┏━━

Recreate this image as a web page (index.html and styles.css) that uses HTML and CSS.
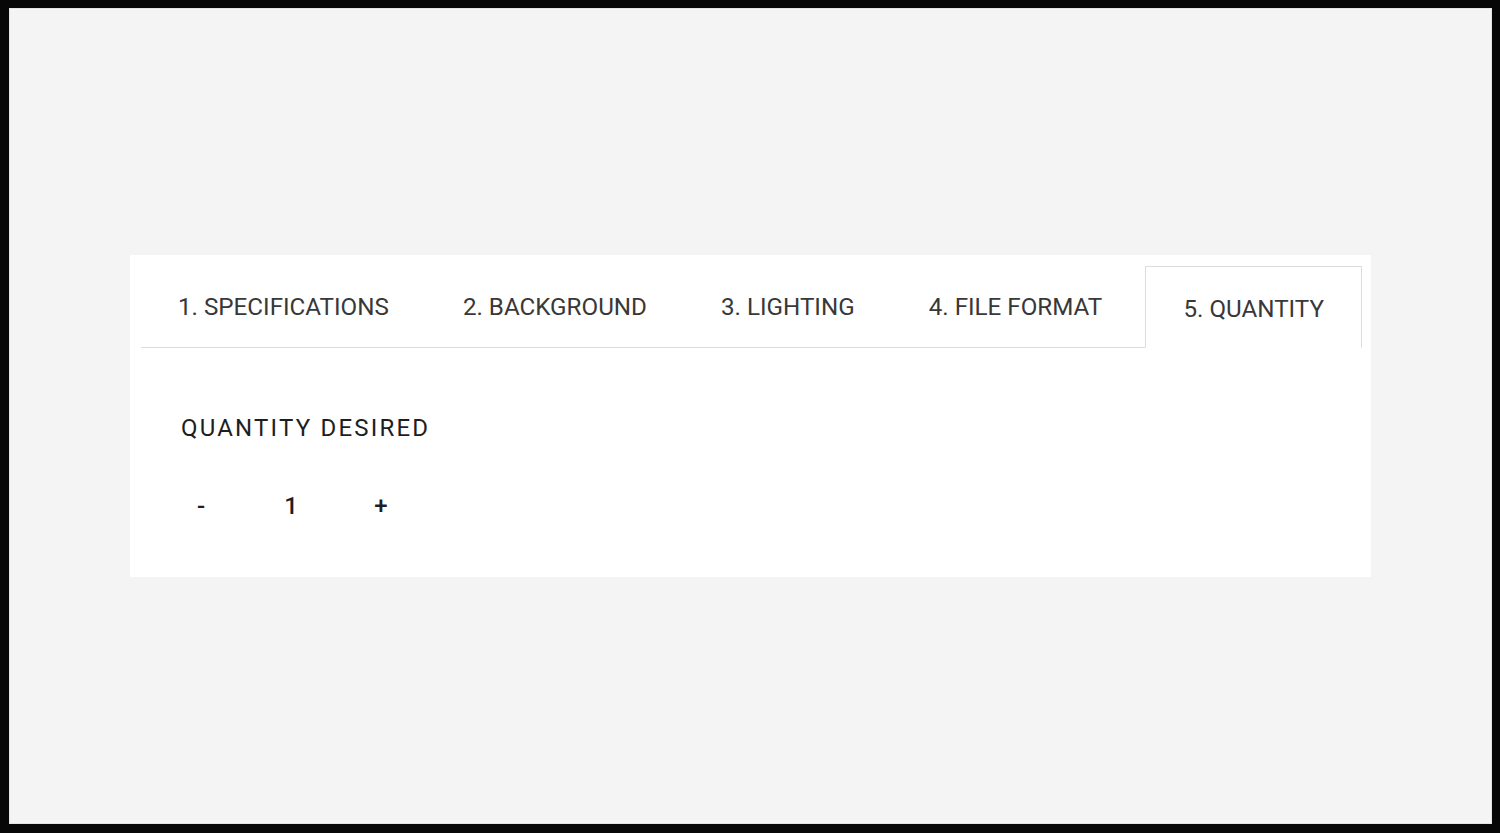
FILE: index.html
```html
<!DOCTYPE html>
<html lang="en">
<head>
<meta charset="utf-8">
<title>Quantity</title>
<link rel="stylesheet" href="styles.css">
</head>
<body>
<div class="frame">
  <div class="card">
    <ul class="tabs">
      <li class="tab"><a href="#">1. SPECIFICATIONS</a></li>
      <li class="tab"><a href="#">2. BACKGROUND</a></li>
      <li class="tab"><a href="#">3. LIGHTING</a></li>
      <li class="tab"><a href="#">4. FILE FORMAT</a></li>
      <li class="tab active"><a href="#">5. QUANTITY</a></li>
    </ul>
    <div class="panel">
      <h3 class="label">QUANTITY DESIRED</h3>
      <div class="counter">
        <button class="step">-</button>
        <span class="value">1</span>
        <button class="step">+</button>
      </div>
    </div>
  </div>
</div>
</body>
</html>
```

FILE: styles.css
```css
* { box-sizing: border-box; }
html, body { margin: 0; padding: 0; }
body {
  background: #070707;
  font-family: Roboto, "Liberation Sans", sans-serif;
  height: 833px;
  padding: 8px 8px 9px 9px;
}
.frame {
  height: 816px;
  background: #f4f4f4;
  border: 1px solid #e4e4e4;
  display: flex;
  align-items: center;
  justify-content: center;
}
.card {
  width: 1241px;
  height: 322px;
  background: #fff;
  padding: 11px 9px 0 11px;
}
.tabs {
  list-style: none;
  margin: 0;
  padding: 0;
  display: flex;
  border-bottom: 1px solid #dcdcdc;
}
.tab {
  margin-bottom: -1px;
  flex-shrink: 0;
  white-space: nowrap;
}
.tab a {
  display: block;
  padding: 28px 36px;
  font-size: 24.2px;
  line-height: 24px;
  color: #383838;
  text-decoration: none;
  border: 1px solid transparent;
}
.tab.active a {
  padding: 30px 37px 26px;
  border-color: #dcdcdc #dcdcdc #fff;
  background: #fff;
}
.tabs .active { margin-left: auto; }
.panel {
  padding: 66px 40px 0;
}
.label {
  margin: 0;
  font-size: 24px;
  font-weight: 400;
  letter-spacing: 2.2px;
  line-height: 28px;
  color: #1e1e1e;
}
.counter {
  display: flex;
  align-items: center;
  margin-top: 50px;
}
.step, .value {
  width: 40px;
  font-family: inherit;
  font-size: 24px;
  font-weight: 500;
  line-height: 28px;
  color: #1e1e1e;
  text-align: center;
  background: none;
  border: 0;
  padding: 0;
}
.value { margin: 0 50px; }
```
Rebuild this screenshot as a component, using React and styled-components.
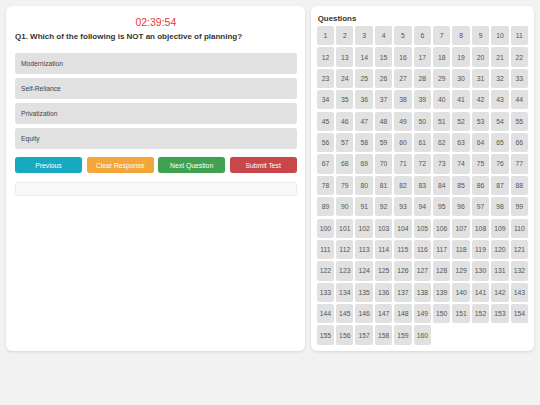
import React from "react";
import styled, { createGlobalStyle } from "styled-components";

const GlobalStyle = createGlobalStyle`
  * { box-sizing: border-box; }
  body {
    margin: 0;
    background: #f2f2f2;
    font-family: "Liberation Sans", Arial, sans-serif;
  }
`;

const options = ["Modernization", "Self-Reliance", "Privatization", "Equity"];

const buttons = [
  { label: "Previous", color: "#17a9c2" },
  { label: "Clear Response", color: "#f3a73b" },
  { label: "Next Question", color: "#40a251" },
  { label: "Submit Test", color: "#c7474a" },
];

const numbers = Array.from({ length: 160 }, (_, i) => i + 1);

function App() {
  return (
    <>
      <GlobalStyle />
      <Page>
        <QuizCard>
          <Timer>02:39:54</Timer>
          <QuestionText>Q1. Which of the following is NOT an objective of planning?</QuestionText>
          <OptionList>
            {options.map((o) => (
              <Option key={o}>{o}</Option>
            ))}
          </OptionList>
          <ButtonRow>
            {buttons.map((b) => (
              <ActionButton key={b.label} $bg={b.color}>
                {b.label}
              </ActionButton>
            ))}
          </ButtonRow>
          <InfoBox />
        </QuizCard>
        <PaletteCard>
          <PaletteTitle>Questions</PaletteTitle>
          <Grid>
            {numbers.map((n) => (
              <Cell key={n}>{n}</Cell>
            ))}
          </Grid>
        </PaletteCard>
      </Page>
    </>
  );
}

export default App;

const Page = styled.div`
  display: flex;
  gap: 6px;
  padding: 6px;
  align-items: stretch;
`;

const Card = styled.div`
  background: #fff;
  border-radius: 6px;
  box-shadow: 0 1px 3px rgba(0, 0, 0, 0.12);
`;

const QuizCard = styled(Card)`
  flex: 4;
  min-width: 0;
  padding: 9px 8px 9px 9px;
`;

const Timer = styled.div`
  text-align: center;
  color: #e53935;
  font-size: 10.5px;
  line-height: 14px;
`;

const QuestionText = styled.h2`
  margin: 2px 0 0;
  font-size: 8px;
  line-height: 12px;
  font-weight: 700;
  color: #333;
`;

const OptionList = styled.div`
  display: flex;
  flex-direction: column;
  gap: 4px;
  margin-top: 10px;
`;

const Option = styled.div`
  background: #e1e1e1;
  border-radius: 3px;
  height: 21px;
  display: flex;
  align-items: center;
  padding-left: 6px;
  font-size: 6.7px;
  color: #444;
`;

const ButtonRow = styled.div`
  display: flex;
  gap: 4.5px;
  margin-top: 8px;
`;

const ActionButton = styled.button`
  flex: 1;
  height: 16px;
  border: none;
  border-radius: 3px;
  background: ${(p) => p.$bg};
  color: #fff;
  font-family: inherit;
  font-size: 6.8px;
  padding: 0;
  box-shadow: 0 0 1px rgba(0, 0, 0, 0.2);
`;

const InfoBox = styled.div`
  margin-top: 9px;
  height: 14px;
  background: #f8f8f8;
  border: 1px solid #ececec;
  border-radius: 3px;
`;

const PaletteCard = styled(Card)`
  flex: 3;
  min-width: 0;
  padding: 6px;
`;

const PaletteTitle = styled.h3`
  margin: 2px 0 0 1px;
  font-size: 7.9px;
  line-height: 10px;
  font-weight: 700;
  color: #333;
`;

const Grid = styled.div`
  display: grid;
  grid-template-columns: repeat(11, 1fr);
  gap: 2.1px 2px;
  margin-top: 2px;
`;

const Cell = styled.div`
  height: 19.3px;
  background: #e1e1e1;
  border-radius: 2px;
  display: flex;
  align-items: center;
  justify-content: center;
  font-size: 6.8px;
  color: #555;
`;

┗━━

Required work. Transcribe the listing above verbatim. Omit the pictures.

Response to this task.
Recreate this image as a web page (index.html and styles.css) that uses HTML and CSS.
FILE: index.html
```html
<!DOCTYPE html>
<html lang="en">
<head>
<meta charset="utf-8">
<title>Quantity</title>
<link rel="stylesheet" href="styles.css">
</head>
<body>
<div class="frame">
  <div class="card">
    <ul class="tabs">
      <li class="tab"><a href="#">1. SPECIFICATIONS</a></li>
      <li class="tab"><a href="#">2. BACKGROUND</a></li>
      <li class="tab"><a href="#">3. LIGHTING</a></li>
      <li class="tab"><a href="#">4. FILE FORMAT</a></li>
      <li class="tab active"><a href="#">5. QUANTITY</a></li>
    </ul>
    <div class="panel">
      <h3 class="label">QUANTITY DESIRED</h3>
      <div class="counter">
        <button class="step">-</button>
        <span class="value">1</span>
        <button class="step">+</button>
      </div>
    </div>
  </div>
</div>
</body>
</html>
```

FILE: styles.css
```css
* { box-sizing: border-box; }
html, body { margin: 0; padding: 0; }
body {
  background: #070707;
  font-family: Roboto, "Liberation Sans", sans-serif;
  height: 833px;
  padding: 8px 8px 9px 9px;
}
.frame {
  height: 816px;
  background: #f4f4f4;
  border: 1px solid #e4e4e4;
  display: flex;
  align-items: center;
  justify-content: center;
}
.card {
  width: 1241px;
  height: 322px;
  background: #fff;
  padding: 11px 9px 0 11px;
}
.tabs {
  list-style: none;
  margin: 0;
  padding: 0;
  display: flex;
  border-bottom: 1px solid #dcdcdc;
}
.tab {
  margin-bottom: -1px;
  flex-shrink: 0;
  white-space: nowrap;
}
.tab a {
  display: block;
  padding: 28px 36px;
  font-size: 24.2px;
  line-height: 24px;
  color: #383838;
  text-decoration: none;
  border: 1px solid transparent;
}
.tab.active a {
  padding: 30px 37px 26px;
  border-color: #dcdcdc #dcdcdc #fff;
  background: #fff;
}
.tabs .active { margin-left: auto; }
.panel {
  padding: 66px 40px 0;
}
.label {
  margin: 0;
  font-size: 24px;
  font-weight: 400;
  letter-spacing: 2.2px;
  line-height: 28px;
  color: #1e1e1e;
}
.counter {
  display: flex;
  align-items: center;
  margin-top: 50px;
}
.step, .value {
  width: 40px;
  font-family: inherit;
  font-size: 24px;
  font-weight: 500;
  line-height: 28px;
  color: #1e1e1e;
  text-align: center;
  background: none;
  border: 0;
  padding: 0;
}
.value { margin: 0 50px; }
```
Rebuild this screenshot as a component, using React and styled-components.
import React from "react";
import styled, { createGlobalStyle } from "styled-components";

const GlobalStyle = createGlobalStyle`
  * { box-sizing: border-box; }
  body {
    margin: 0;
    background: #f2f2f2;
    font-family: "Liberation Sans", Arial, sans-serif;
  }
`;

const options = ["Modernization", "Self-Reliance", "Privatization", "Equity"];

const buttons = [
  { label: "Previous", color: "#17a9c2" },
  { label: "Clear Response", color: "#f3a73b" },
  { label: "Next Question", color: "#40a251" },
  { label: "Submit Test", color: "#c7474a" },
];

const numbers = Array.from({ length: 160 }, (_, i) => i + 1);

function App() {
  return (
    <>
      <GlobalStyle />
      <Page>
        <QuizCard>
          <Timer>02:39:54</Timer>
          <QuestionText>Q1. Which of the following is NOT an objective of planning?</QuestionText>
          <OptionList>
            {options.map((o) => (
              <Option key={o}>{o}</Option>
            ))}
          </OptionList>
          <ButtonRow>
            {buttons.map((b) => (
              <ActionButton key={b.label} $bg={b.color}>
                {b.label}
              </ActionButton>
            ))}
          </ButtonRow>
          <InfoBox />
        </QuizCard>
        <PaletteCard>
          <PaletteTitle>Questions</PaletteTitle>
          <Grid>
            {numbers.map((n) => (
              <Cell key={n}>{n}</Cell>
            ))}
          </Grid>
        </PaletteCard>
      </Page>
    </>
  );
}

export default App;

const Page = styled.div`
  display: flex;
  gap: 6px;
  padding: 6px;
  align-items: stretch;
`;

const Card = styled.div`
  background: #fff;
  border-radius: 6px;
  box-shadow: 0 1px 3px rgba(0, 0, 0, 0.12);
`;

const QuizCard = styled(Card)`
  flex: 4;
  min-width: 0;
  padding: 9px 8px 9px 9px;
`;

const Timer = styled.div`
  text-align: center;
  color: #e53935;
  font-size: 10.5px;
  line-height: 14px;
`;

const QuestionText = styled.h2`
  margin: 2px 0 0;
  font-size: 8px;
  line-height: 12px;
  font-weight: 700;
  color: #333;
`;

const OptionList = styled.div`
  display: flex;
  flex-direction: column;
  gap: 4px;
  margin-top: 10px;
`;

const Option = styled.div`
  background: #e1e1e1;
  border-radius: 3px;
  height: 21px;
  display: flex;
  align-items: center;
  padding-left: 6px;
  font-size: 6.7px;
  color: #444;
`;

const ButtonRow = styled.div`
  display: flex;
  gap: 4.5px;
  margin-top: 8px;
`;

const ActionButton = styled.button`
  flex: 1;
  height: 16px;
  border: none;
  border-radius: 3px;
  background: ${(p) => p.$bg};
  color: #fff;
  font-family: inherit;
  font-size: 6.8px;
  padding: 0;
  box-shadow: 0 0 1px rgba(0, 0, 0, 0.2);
`;

const InfoBox = styled.div`
  margin-top: 9px;
  height: 14px;
  background: #f8f8f8;
  border: 1px solid #ececec;
  border-radius: 3px;
`;

const PaletteCard = styled(Card)`
  flex: 3;
  min-width: 0;
  padding: 6px;
`;

const PaletteTitle = styled.h3`
  margin: 2px 0 0 1px;
  font-size: 7.9px;
  line-height: 10px;
  font-weight: 700;
  color: #333;
`;

const Grid = styled.div`
  display: grid;
  grid-template-columns: repeat(11, 1fr);
  gap: 2.1px 2px;
  margin-top: 2px;
`;

const Cell = styled.div`
  height: 19.3px;
  background: #e1e1e1;
  border-radius: 2px;
  display: flex;
  align-items: center;
  justify-content: center;
  font-size: 6.8px;
  color: #555;
`;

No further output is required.